A Woody Allen se lo viene castigando desde hace ya varios años (décadas) por el accionar en su vida privada más que por la calidad su filmografía. Lejos estoy de adscribir a la cultura de la cancelación y esta aclaración tiene que ver con que no hay en este texto un prejuicio animado por la dictadura de la corrección política: simplemente Rifkin's Festival me parece una de las películas más torpes, esquemáticas, remanidas, desganadas, previsibles y poco graciosas de la carrera de quien alguna vez fuera el máximo emblema de la intelectualidad neoyorquina.
Desde hace tiempo a Woody (justamente por el bombardeo mediático que prácticamente ha determinado su lapidación y cancelación) se le hace imposible conseguir financiamiento y por eso ha vagado mucho por Europa para filmar en Londres, París, Roma y varias zonas de España con el objetivo de justificar con historias allí ambientadas los aportes de los productores locales. Este nuevo proyecto con The MediaPro Studio lo ha llevado ahora a San Sebastián y, más precisamente, al prestigioso festival que allí tiene sede.

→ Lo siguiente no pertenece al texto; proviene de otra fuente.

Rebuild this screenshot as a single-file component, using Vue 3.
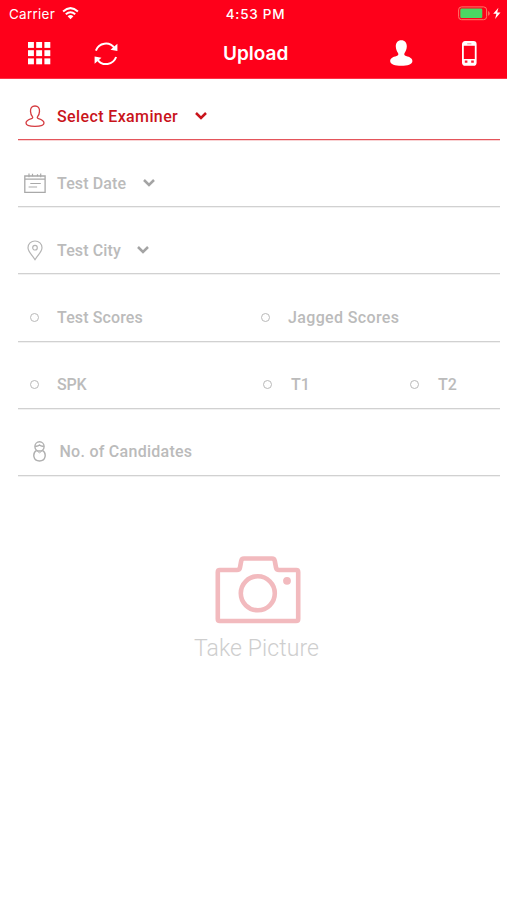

Mort Rifkin (Wallace Shawn), un escritor que acarrea un largo bloqueo creativo que le impide escribir una novela “a la altura de Dostoievski”, llega a ese paradisíaco enclave costero del País Vasco para acompañar a su esposa Sue (Gina Gershon), una agente de prensa que tiene mucho trabajo por delante en el marco del festival (hay un cameo del propio director de la muestra de San Sebastián, José Luis Rebordinos) y en las lujosas instalaciones del tradicional hotel María Cristina.
No tardaremos mucho en darnos cuenta de que ella tiene un affaire con Philippe (Louis Garrel... ¿parodiando a su padre?), un arrogante director francés con tantas ínfulas autorales como caprichos que tiene una película en competencia, mientras que él empieza a obsesionarse cada vez más con Jo (Elena Anaya), una atractiva y frustrada médica local que está casada con un despótico y desaforado artista plástico (Sergi López).
La tentación, la infidelidad y la culpa han sido temáticas recurrentes en la obra de Allen, pero su 49º largometraje es una mera acumulación de clichés en la que cada nueva escena resulta más subrayada y grotesca que la anterior, casi como subestimando a un público al que hay que darle todo digerido y sobreexplicado cuando justamente se supone que los fans de Woody tienen un nivel intelectual que les permitiría decodificar conflictos y resoluciones más sutiles, inquietantes e inteligentes. Hasta el homenaje al Ingmar Bergman de El séptimo sello, con una participación especial de Christoph Waltz, resulta obvio y frustrante. Como la experiencia general de acercarse a Rifkin's Festival.